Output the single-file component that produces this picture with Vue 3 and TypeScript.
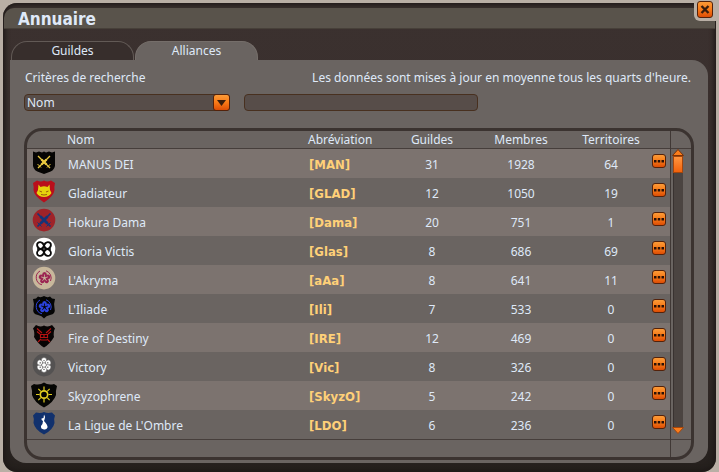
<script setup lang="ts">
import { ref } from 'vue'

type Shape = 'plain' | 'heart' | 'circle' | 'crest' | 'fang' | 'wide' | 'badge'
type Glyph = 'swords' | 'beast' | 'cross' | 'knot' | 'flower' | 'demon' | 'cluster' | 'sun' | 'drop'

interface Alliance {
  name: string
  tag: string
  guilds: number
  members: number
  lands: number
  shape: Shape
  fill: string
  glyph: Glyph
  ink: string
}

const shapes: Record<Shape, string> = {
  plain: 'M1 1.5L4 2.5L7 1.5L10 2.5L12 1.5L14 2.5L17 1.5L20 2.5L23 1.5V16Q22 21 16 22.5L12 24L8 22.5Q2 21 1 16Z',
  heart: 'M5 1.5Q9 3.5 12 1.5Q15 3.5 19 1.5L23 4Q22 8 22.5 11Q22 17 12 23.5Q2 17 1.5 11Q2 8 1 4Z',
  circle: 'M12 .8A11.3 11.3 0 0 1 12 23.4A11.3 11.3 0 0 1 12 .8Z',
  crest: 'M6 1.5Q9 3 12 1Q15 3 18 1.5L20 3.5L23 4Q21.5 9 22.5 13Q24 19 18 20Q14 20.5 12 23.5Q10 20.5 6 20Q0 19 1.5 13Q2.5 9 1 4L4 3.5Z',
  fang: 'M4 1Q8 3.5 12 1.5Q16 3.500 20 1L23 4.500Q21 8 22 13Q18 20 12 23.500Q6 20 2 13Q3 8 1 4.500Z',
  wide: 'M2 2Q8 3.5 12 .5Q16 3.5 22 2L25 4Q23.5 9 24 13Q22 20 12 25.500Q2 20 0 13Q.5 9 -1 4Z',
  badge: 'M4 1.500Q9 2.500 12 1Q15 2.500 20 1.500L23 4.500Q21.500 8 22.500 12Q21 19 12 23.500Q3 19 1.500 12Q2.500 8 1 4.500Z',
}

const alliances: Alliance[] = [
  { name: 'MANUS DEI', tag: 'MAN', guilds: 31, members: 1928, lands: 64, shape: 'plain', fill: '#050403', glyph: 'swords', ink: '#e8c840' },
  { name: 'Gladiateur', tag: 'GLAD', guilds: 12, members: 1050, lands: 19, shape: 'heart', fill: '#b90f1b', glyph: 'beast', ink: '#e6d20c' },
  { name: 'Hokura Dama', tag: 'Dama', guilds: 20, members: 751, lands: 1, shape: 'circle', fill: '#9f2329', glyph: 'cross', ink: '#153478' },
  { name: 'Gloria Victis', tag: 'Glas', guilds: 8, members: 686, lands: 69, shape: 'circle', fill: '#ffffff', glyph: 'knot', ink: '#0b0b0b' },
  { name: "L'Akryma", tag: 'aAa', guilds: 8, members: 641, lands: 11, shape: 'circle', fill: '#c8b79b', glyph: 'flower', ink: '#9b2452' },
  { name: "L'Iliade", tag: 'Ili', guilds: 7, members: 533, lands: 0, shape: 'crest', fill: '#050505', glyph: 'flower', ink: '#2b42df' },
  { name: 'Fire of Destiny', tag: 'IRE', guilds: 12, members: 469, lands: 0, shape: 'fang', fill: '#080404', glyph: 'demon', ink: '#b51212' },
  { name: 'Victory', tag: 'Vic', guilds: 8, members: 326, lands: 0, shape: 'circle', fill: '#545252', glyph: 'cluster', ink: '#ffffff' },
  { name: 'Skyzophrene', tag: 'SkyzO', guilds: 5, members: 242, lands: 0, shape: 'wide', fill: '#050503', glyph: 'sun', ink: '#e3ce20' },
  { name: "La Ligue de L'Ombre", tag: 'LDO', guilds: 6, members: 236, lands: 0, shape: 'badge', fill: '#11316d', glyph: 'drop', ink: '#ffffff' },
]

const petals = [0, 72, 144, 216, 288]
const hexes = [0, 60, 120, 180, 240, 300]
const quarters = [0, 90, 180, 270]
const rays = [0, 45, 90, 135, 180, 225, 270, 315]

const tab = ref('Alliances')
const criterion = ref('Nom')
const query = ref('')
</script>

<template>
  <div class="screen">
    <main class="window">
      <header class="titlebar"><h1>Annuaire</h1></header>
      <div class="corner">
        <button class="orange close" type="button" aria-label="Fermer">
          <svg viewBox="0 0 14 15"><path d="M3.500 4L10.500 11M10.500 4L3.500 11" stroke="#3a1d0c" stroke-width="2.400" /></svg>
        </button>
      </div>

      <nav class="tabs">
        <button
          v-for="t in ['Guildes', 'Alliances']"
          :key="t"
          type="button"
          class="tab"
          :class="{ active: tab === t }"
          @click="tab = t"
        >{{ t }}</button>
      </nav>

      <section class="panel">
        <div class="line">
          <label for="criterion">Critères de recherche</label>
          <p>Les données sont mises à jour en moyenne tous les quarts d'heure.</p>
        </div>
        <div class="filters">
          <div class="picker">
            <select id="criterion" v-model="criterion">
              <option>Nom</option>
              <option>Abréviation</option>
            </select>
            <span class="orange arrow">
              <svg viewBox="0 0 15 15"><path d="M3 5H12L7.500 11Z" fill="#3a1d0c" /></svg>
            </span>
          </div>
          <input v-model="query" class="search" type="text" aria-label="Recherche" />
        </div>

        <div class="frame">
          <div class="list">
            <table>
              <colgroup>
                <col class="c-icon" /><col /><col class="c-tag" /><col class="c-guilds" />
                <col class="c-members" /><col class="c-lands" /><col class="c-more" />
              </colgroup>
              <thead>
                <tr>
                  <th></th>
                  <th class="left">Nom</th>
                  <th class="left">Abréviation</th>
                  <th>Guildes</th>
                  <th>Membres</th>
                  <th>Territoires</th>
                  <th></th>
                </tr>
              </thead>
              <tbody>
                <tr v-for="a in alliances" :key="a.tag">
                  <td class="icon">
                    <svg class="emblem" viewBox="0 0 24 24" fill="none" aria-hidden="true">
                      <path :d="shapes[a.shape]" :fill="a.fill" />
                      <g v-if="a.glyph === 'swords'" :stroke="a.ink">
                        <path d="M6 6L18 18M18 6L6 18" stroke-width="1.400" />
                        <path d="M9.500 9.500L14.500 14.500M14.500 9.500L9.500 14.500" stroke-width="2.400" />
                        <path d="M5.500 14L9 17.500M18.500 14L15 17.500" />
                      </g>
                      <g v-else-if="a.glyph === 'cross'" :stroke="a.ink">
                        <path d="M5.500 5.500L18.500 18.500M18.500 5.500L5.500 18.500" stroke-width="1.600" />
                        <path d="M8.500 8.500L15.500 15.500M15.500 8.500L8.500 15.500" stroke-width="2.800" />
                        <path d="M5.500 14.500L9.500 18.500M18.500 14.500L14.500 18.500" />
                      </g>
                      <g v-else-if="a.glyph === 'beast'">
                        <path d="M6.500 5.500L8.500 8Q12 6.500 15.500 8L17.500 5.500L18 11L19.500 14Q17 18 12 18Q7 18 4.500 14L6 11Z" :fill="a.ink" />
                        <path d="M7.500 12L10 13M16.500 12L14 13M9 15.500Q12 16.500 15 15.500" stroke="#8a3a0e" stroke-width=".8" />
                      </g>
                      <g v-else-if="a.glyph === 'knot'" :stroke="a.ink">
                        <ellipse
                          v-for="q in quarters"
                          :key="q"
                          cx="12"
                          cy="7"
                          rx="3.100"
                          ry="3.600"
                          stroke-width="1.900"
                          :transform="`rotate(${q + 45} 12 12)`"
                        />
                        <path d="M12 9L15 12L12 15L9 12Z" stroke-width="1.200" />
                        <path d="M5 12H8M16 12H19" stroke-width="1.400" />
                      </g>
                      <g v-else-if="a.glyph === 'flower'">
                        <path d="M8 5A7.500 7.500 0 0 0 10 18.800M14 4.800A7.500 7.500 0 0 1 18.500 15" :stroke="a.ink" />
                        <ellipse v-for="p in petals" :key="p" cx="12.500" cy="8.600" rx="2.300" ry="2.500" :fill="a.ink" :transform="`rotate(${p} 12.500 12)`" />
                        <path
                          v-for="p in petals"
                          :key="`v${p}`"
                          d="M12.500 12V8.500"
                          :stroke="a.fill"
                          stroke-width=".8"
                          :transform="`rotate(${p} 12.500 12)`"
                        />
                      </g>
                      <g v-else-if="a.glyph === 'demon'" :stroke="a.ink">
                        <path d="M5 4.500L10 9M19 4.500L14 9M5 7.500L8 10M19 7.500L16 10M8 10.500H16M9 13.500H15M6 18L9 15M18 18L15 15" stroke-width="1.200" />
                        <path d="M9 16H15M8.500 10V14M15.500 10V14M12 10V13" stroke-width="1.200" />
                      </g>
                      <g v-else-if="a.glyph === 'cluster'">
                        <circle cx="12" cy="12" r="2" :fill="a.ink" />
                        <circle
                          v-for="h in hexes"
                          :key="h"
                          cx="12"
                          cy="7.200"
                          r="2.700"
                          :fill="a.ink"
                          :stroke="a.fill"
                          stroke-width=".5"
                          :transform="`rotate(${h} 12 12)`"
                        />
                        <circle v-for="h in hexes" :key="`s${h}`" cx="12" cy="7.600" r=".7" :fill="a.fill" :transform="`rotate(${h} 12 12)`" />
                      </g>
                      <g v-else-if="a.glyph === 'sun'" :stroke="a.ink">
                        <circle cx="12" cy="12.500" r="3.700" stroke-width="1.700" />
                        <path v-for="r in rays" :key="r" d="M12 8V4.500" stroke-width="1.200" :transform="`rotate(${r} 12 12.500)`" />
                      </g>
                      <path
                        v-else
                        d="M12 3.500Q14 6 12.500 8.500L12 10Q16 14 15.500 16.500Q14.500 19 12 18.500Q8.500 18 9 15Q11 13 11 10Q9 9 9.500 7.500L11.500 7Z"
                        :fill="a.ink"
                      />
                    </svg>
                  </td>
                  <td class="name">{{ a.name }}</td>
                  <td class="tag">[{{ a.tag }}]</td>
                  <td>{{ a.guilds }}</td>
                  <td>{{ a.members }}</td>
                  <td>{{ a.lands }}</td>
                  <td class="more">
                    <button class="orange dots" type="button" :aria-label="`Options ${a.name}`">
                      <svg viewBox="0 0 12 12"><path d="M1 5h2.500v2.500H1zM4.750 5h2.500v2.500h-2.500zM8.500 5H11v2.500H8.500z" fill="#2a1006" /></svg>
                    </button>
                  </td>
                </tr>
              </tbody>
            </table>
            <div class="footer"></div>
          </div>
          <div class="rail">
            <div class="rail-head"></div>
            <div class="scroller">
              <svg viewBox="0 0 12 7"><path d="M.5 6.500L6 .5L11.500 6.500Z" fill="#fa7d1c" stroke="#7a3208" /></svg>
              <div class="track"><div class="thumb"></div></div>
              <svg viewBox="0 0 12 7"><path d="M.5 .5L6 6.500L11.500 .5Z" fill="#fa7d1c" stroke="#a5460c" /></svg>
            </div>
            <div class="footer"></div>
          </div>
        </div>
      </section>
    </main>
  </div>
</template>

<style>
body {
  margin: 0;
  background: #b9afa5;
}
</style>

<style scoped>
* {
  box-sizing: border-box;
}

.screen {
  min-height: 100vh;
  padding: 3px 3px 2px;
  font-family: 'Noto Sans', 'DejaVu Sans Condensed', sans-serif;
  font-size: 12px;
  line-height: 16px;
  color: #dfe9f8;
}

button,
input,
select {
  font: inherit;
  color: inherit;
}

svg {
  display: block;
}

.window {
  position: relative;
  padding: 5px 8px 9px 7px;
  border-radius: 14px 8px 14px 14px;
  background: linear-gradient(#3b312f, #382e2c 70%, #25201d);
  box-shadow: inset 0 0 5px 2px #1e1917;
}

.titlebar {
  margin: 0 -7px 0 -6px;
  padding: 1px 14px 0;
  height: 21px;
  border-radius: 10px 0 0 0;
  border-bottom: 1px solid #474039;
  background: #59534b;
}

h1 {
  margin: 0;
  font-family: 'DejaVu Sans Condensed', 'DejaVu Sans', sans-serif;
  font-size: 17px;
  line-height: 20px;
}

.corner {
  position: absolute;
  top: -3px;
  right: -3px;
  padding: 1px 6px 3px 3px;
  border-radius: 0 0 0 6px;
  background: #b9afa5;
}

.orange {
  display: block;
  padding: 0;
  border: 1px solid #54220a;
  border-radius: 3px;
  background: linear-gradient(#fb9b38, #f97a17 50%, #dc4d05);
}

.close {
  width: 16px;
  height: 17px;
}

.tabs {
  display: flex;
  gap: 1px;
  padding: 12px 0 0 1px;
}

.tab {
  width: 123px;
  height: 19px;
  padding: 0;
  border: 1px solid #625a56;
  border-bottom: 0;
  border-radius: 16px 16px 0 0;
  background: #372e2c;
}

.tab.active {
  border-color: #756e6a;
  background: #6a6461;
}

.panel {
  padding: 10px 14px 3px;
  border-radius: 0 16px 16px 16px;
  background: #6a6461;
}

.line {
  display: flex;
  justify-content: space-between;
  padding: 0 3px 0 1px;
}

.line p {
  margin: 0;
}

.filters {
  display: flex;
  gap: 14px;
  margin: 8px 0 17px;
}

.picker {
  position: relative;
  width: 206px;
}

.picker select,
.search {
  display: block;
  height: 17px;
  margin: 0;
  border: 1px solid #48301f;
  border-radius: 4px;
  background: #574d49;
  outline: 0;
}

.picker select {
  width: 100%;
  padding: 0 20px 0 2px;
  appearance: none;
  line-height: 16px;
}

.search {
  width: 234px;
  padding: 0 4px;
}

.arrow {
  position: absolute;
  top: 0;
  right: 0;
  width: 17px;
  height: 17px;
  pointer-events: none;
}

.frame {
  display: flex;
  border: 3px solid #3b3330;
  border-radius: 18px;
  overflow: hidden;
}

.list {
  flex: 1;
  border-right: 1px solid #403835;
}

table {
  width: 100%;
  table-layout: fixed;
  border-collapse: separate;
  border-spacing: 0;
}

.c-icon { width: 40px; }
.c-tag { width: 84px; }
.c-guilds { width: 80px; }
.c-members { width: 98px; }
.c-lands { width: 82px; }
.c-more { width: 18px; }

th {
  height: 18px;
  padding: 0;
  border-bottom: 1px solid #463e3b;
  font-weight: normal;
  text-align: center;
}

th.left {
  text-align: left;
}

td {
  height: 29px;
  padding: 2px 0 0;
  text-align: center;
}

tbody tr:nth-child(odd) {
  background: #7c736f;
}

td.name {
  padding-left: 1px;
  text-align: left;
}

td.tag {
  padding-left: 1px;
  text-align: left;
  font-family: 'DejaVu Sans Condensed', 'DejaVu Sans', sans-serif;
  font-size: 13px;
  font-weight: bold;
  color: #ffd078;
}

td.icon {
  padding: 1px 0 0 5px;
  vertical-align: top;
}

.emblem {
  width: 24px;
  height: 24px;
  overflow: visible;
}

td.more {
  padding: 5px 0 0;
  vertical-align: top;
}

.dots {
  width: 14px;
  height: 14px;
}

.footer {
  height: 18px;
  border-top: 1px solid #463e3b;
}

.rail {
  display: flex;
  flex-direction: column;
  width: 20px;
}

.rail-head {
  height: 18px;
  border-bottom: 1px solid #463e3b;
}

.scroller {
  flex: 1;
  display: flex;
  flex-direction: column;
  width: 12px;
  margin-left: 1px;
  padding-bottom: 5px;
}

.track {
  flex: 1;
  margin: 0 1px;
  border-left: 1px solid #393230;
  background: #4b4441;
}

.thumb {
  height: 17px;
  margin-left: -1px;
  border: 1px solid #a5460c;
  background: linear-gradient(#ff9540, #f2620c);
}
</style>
________________________
> What the exercise asks: Without the pictures, return the listing above from its first line through the line that has "type Glyph = 'swords'".

> Task result:
Output the single-file component that produces this picture with Vue 3 and TypeScript.
<script setup lang="ts">
import { ref } from 'vue'

type Shape = 'plain' | 'heart' | 'circle' | 'crest' | 'fang' | 'wide' | 'badge'
type Glyph = 'swords' | 'beast' | 'cross' | 'knot' | 'flower' | 'demon' | 'cluster' | 'sun' | 'drop'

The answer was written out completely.